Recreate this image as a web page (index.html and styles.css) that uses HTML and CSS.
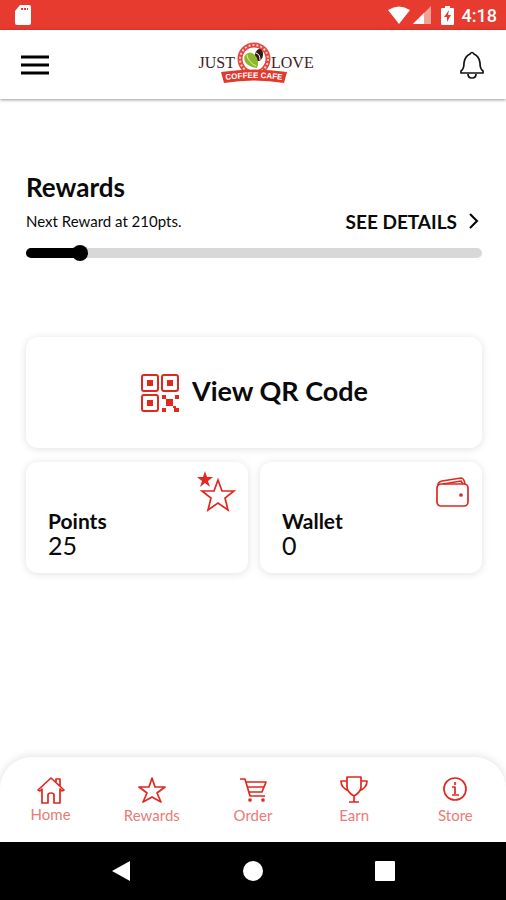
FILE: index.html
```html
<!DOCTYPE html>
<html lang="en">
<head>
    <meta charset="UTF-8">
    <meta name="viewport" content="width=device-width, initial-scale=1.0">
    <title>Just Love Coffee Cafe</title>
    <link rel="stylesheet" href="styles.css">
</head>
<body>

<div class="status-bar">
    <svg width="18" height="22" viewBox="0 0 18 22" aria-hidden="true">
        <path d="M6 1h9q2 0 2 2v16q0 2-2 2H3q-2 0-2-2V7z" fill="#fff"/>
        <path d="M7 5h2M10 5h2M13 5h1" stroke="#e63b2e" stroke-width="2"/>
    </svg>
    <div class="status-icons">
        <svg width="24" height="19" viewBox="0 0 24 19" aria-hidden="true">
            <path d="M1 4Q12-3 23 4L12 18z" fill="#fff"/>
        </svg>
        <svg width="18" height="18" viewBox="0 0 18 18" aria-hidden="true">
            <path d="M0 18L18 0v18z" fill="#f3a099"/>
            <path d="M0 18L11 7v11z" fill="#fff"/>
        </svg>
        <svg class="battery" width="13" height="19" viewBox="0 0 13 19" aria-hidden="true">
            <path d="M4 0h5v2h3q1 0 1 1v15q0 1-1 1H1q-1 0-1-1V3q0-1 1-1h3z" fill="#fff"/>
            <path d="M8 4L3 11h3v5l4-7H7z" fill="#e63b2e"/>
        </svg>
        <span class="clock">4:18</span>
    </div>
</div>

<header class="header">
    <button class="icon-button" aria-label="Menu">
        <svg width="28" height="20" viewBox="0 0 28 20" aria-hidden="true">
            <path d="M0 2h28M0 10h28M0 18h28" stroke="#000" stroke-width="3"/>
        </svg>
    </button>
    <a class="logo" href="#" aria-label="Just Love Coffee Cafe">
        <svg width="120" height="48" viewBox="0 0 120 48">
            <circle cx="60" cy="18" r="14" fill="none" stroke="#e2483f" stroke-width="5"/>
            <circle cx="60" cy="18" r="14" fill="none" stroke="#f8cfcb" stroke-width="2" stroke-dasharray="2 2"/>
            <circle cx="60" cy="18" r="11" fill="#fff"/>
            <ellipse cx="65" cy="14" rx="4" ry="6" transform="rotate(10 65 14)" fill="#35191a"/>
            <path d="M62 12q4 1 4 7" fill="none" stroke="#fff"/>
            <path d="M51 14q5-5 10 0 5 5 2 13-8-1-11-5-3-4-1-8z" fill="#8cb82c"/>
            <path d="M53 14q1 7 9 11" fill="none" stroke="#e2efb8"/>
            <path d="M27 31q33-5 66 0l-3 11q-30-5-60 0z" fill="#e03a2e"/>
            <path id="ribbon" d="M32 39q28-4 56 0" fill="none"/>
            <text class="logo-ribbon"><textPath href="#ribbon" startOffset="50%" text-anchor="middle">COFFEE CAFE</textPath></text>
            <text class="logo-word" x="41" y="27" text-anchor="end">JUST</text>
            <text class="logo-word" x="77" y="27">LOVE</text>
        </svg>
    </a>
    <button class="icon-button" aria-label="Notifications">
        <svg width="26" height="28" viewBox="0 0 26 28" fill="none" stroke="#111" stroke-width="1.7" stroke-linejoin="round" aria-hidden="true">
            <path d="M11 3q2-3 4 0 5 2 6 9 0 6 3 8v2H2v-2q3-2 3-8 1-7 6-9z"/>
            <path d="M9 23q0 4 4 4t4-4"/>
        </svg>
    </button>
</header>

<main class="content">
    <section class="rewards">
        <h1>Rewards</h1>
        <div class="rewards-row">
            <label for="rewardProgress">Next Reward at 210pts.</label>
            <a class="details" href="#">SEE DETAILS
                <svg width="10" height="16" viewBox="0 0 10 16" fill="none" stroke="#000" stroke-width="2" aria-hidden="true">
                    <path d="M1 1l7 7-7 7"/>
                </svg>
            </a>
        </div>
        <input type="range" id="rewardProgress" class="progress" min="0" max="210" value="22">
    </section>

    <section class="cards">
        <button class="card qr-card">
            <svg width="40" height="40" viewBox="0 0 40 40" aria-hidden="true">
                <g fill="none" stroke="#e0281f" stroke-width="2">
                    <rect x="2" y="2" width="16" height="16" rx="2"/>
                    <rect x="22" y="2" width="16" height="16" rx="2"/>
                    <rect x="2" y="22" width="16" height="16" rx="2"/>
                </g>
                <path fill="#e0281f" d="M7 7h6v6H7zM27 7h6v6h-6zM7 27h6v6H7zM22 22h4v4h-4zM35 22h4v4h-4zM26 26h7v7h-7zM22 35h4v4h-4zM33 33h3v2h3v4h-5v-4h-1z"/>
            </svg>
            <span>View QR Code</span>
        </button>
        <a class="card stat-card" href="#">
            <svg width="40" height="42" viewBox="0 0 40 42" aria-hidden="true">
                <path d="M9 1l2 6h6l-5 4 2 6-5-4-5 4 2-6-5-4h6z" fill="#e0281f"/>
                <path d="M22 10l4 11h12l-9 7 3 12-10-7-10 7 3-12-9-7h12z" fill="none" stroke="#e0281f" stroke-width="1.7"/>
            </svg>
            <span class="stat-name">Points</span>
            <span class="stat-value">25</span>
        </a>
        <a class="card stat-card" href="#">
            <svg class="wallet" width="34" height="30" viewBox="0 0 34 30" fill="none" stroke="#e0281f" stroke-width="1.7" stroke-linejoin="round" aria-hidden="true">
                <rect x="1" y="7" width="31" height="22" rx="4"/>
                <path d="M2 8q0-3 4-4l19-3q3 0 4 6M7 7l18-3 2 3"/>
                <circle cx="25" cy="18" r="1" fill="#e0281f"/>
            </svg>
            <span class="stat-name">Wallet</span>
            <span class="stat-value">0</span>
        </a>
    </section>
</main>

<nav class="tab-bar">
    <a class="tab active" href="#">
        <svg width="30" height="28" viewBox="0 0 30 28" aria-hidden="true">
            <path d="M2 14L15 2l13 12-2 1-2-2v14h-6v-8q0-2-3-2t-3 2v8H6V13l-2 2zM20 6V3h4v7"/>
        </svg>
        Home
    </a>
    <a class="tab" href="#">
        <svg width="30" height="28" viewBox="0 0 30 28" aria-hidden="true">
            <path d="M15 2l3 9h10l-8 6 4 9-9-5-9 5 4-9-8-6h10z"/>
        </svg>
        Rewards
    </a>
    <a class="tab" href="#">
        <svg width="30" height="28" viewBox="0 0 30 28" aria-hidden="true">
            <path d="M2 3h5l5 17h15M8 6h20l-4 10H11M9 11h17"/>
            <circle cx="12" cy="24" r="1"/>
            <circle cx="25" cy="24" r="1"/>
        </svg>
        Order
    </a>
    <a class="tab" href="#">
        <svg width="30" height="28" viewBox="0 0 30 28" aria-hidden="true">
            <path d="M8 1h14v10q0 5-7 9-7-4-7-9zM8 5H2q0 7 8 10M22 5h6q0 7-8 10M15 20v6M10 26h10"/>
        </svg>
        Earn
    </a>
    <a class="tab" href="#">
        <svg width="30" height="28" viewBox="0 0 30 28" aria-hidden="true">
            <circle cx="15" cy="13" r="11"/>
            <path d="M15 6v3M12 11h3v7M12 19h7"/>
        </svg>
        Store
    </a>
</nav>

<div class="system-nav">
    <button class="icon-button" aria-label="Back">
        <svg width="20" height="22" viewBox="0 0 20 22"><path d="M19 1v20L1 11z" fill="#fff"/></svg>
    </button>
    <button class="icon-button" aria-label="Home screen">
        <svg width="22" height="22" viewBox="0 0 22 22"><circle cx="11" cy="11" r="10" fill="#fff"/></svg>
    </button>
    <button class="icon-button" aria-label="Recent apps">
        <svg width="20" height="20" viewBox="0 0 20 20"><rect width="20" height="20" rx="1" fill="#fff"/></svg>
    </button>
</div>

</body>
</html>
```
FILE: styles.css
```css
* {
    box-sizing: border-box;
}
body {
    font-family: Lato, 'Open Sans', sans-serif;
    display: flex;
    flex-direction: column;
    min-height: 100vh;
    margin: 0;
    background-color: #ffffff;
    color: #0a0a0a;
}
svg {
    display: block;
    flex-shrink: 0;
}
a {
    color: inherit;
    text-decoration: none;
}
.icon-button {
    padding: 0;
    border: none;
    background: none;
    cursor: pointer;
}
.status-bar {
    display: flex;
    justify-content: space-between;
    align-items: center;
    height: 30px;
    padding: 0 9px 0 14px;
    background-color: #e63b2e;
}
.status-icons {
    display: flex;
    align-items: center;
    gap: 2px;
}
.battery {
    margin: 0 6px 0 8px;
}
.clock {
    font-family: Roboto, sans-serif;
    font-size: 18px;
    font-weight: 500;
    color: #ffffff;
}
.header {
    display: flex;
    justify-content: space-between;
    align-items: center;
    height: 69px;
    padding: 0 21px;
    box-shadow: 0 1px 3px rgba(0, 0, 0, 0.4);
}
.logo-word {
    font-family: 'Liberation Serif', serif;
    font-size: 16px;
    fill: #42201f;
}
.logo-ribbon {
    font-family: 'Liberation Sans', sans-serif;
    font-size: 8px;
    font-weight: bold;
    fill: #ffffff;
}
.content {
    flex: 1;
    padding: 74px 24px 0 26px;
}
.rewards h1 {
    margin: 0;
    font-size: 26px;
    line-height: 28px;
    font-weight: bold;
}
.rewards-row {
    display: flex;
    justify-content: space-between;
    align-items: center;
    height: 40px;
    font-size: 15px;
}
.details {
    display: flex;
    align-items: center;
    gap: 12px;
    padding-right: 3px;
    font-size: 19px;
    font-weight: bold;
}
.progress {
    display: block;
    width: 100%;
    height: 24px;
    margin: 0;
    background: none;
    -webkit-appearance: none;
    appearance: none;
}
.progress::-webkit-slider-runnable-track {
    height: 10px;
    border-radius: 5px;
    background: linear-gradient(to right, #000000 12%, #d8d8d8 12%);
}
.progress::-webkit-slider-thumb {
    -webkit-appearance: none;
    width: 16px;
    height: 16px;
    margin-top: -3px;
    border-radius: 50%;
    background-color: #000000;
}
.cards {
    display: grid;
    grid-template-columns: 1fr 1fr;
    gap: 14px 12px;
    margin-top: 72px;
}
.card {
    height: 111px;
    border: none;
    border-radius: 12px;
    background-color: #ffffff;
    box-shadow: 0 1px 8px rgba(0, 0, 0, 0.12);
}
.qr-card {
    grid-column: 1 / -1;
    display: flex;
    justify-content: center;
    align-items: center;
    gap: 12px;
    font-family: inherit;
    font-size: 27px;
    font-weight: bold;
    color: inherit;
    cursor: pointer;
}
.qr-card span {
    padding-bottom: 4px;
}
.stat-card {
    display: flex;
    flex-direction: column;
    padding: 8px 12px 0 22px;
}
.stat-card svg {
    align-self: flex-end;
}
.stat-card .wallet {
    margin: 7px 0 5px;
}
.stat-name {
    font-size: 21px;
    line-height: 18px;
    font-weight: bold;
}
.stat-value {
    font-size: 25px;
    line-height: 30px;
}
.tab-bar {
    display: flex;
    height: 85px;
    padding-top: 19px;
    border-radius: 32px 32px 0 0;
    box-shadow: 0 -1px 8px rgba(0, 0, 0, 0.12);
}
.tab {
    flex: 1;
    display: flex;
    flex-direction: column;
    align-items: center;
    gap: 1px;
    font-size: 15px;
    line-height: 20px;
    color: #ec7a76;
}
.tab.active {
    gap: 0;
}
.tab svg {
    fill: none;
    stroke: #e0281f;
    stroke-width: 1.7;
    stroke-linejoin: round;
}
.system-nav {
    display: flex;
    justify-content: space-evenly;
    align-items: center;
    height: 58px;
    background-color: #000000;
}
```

> [Problem to solve] Gather each line in the data that holds the string "index".

> [Worked answer]
Recreate this image as a web page (index.html and styles.css) that uses HTML and CSS.
FILE: index.html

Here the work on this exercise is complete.